* [Problem] From the listing below, extract every line containing "React".

* [Information provided]
BEGIN
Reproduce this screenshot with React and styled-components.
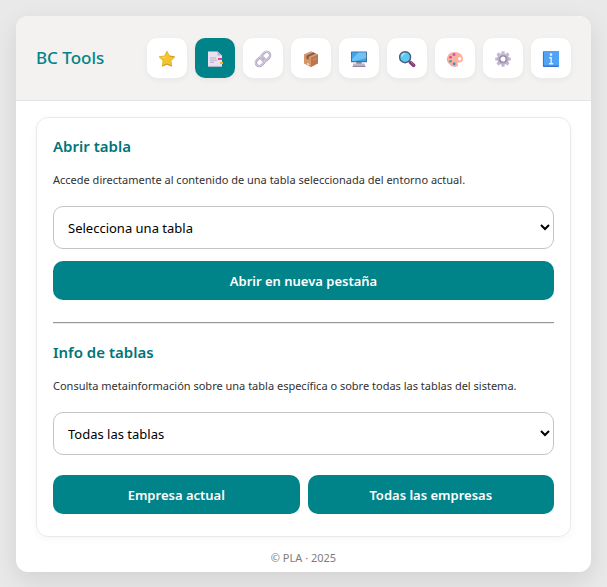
import React, { useState } from 'react';
import styled, { createGlobalStyle } from 'styled-components';

const GlobalStyle = createGlobalStyle`
  *, *::before, *::after { box-sizing: border-box; }
  body {
    margin: 0;
    padding: 16px;
    background: #e9e9e9;
    color: #323130;
    font-family: 'Noto Sans', 'Open Sans', sans-serif;
    font-size: 11px;
  }
`;

const Card = styled.main`
  overflow: hidden;
  border-radius: 12px;
  background: #fff;
  box-shadow: 0 8px 24px rgba(0, 0, 0, 0.1);
`;

const Header = styled.header`
  display: flex;
  align-items: center;
  justify-content: space-between;
  padding: 22px 20px;
  background: #f3f2f1;
  border-bottom: 1px solid #e6e5e4;
`;

const Title = styled.h1`
  margin: 0;
  color: #00848a;
  font-size: 17px;
  font-weight: 500;
  line-height: 24px;
`;

const Nav = styled.nav`
  display: flex;
  gap: 8px;
`;

const NavButton = styled.button`
  display: flex;
  align-items: center;
  justify-content: center;
  width: 40px;
  height: 40px;
  padding: 2px 0 0;
  border: 0;
  border-radius: 10px;
  background: ${(p) => (p.$active ? '#008489' : '#fff')};
  box-shadow: 0 2px 6px rgba(0, 0, 0, 0.05);
  cursor: pointer;
`;

const Icon = styled.svg`
  display: block;
  width: 18px;
  height: 18px;
`;

const Content = styled.div`
  padding: 16px 20px 12px;
`;

const Panel = styled.section`
  padding: 16px 16px 22px;
  border: 1px solid #e9e9e9;
  border-radius: 12px;
  box-shadow: 0 2px 8px rgba(0, 0, 0, 0.04);
`;

const Heading = styled.h2`
  margin: 0 0 12px;
  color: #00757a;
  font-size: 15px;
  font-weight: 600;
  line-height: 24px;
`;

const Description = styled.label`
  display: block;
  margin-bottom: 16px;
  line-height: 20px;
`;

const Select = styled.select`
  display: block;
  width: 100%;
  height: 43px;
  padding: 10px;
  border: 1px solid #c4c4c4;
  border-radius: 10px;
  background-color: #fff;
  color: #000;
  font-family: inherit;
  font-size: 13px;
`;

const Actions = styled.div`
  display: flex;
  gap: 8px;
  margin-top: ${(p) => (p.$spaced ? '20px' : '12px')};
`;

const ActionButton = styled.button`
  flex: 1;
  height: 39px;
  padding: 0 12px;
  border: 0;
  border-radius: 10px;
  background: #008489;
  color: #fff;
  font-family: inherit;
  font-size: 13px;
  font-weight: 600;
  cursor: pointer;
`;

const Divider = styled.hr`
  height: 2px;
  margin: 22px 0 16px;
  border: 0;
  border-top: 1px solid #959595;
  border-bottom: 1px solid #ececec;
`;

const Footer = styled.footer`
  padding-bottom: 5px;
  color: #7d7d7d;
  font-size: 11px;
  line-height: 18px;
  text-align: center;
`;

const icons = {
  star: (
    <>
      <path d="M9 1.4 11.3 6l5.2.8-3.7 3.8.8 5.3L9 14l-4.6 2 .8-5.4L1.5 6.8 6.7 6Z" fill="#f2c52f" stroke="#e6b92f" strokeWidth="1.2" strokeLinejoin="round" />
      <path d="M9 3.2 7.5 6.8 3.3 7.6 7 8.2Z" fill="#ffdc50" />
      <path d="m4.4 16 4.6-2 4.6 2M11.6 6l4.6.9" fill="none" stroke="#cf9835" strokeWidth="1" />
    </>
  ),
  page: (
    <>
      <path d="M2 1.5h9.5L16 5.5v11H2Z" fill="#e9e1f1" />
      <path d="M11.5 1.5v4H16Z" fill="#bfb1cf" />
      <path d="M4 8h6M4 10.2h7M4 12.3h4" stroke="#b9adc9" strokeWidth="1" />
      <path d="M12 8h4v2h-4Z" fill="#e84778" />
      <path d="M14 12h3v2h-3Z" fill="#f0b43b" />
      <path d="M2 16.3h14" stroke="#cbc0d8" strokeWidth=".8" />
    </>
  ),
  link: (
    <g transform="rotate(-45 9 9)" fill="none">
      <rect x=".3" y="5.6" width="10" height="6.8" rx="3.4" stroke="#a99bb8" strokeWidth="2.3" />
      <rect x="7.7" y="5.6" width="10" height="6.8" rx="3.4" stroke="#a99bb8" strokeWidth="2.3" />
      <rect x=".3" y="5.4" width="10" height="6.8" rx="3.4" stroke="#d2c8dd" strokeWidth="1.2" />
      <rect x="7.7" y="5.4" width="10" height="6.8" rx="3.4" stroke="#d2c8dd" strokeWidth="1.2" />
    </g>
  ),
  box: (
    <>
      <path d="m2 4.6 7-3.2 7 3.2v8.7l-7 3.8-7-3.8Z" fill="#c98258" />
      <path d="m2 4.6 7 3.2v9.3l-7-3.8Z" fill="#d79666" />
      <path d="m9 7.8 7-3.2v8.7l-7 3.8Z" fill="#bd744f" />
      <path d="m2 4.6 7-3.2 7 3.2-7 3.2Z" fill="#d49a70" />
      <path d="m4.5 5.7 7-3.2 2 .9-7 3.3v3l-2-1Z" fill="#805445" />
      <path d="m5.2 12.8 2 1v1.8l-2-1Z" fill="#f2dfe0" />
      <path d="m11 10 3.5-1.6" stroke="#d39370" strokeWidth="1" />
    </>
  ),
  monitor: (
    <>
      <path d="M6.5 12h5l.7 3H5.8Z" fill="#8f859c" />
      <path d="M3.5 13.4h11l1.2 3.5H2.3Z" fill="#bdb5c8" />
      <path d="M3 16.4h12.2" stroke="#8c8297" strokeWidth="1" />
      <rect x="1" y="1.5" width="16" height="10.8" rx=".6" fill="#52708c" />
      <path d="M2 2.5h14v8.6H2Z" fill="#37a7f1" />
      <path d="M8.5 2.5H16V8L5.5 11H2V9Z" fill="#72c1f3" />
    </>
  ),
  search: (
    <>
      <path d="m11 11 1.5 1.5" stroke="#685273" strokeWidth="2" />
      <path d="m12.5 12.5 3.2 2.9" stroke="#833d75" strokeWidth="3.5" strokeLinecap="round" />
      <path d="m13 12 3 2.6" stroke="#ad6599" strokeWidth="1" strokeLinecap="round" />
      <circle cx="7.1" cy="7.2" r="5.5" fill="#5ac9ee" stroke="#4c5b80" strokeWidth="1.4" />
      <path d="M3.6 6.7a3.7 3.7 0 0 1 3.5-3" fill="none" stroke="#a8e6fa" strokeWidth="1.3" />
    </>
  ),
  palette: (
    <>
      <path d="M1.1 8.5C1.1 4.6 4.8 1.8 9 2c4.5.1 8 3 8 6.8 0 2.8-1.6 4-4.3 3.8-1.2 0-1.4.8-.8 1.8.7 1.1-.2 2.2-1.7 2.2-5 0-9.1-3.6-9.1-8.1Z" fill="#fbb09b" />
      <path d="M1.2 8c-.1 5 4 8.8 9 8.6" fill="none" stroke="#e69286" strokeWidth=".6" />
      <circle cx="13.7" cy="8.8" r="1.7" fill="#fff" />
      <circle cx="8" cy="4.6" r="1.5" fill="#b65ad5" />
      <circle cx="4.5" cy="7.2" r="1.3" fill="#e6437d" />
      <circle cx="4.5" cy="11.3" r="1.3" fill="#32aaa1" />
      <circle cx="8.1" cy="13.8" r="1.5" fill="#428ceb" />
    </>
  ),
  gear: (
    <>
      <path d="M9 1.2v15.6M1.2 9h15.6M3.5 3.5l11 11M14.5 3.5l-11 11" stroke="#c3b8d1" strokeWidth="3.2" />
      <circle cx="9" cy="9" r="5.8" fill="#b9aec9" />
      <circle cx="9" cy="9" r="3.2" fill="#fff" stroke="#9486a5" strokeWidth="1.3" />
      <path d="M4.8 6.8A5 5 0 0 1 12.5 5" fill="none" stroke="#d2c8dc" strokeWidth="1" />
    </>
  ),
  info: (
    <>
      <rect x="1" y="1" width="16" height="16" rx="1" fill="#468fe8" />
      <path d="M2 1h14.3l.7.7V15H2Z" fill="#50a4f7" />
      <path d="M1.2 16.4h15.4M1.4 2v14" stroke="#3470cf" strokeWidth=".9" />
      <circle cx="9" cy="4.6" r="1.3" fill="#f6f1ff" />
      <path d="M7.2 7.7h2M7 13.7h4.2M9.2 7v7" fill="none" stroke="#eee8fb" strokeWidth="1.4" />
    </>
  ),
};

const sections = [
  ['star', 'Favoritos'],
  ['page', 'Tablas'],
  ['link', 'Enlaces'],
  ['box', 'Extensiones'],
  ['monitor', 'Entorno'],
  ['search', 'Buscar'],
  ['palette', 'Apariencia'],
  ['gear', 'Ajustes'],
  ['info', 'Información'],
];

export default function App() {
  const [active, setActive] = useState('page');

  return (
    <>
      <GlobalStyle />
      <Card>
        <Header>
          <Title>BC Tools</Title>
          <Nav>
            {sections.map(([id, label]) => (
              <NavButton
                key={id}
                type="button"
                aria-label={label}
                aria-pressed={active === id}
                $active={active === id}
                onClick={() => setActive(id)}
              >
                <Icon viewBox="0 0 18 18" aria-hidden="true">{icons[id]}</Icon>
              </NavButton>
            ))}
          </Nav>
        </Header>
        <Content>
          <Panel>
            <Heading>Abrir tabla</Heading>
            <Description htmlFor="open-table">
              Accede directamente al contenido de una tabla seleccionada del entorno actual.
            </Description>
            <Select id="open-table">
              <option>Selecciona una tabla</option>
            </Select>
            <Actions>
              <ActionButton type="button">Abrir en nueva pestaña</ActionButton>
            </Actions>
            <Divider />
            <Heading>Info de tablas</Heading>
            <Description htmlFor="table-info">
              Consulta metainformación sobre una tabla específica o sobre todas las tablas del sistema.
            </Description>
            <Select id="table-info">
              <option>Todas las tablas</option>
            </Select>
            <Actions $spaced>
              <ActionButton type="button">Empresa actual</ActionButton>
              <ActionButton type="button">Todas las empresas</ActionButton>
            </Actions>
          </Panel>
        </Content>
        <Footer>© PLA · 2025</Footer>
      </Card>
    </>
  );
}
END
* [Answer for this exercise]
Reproduce this screenshot with React and styled-components.
import React, { useState } from 'react';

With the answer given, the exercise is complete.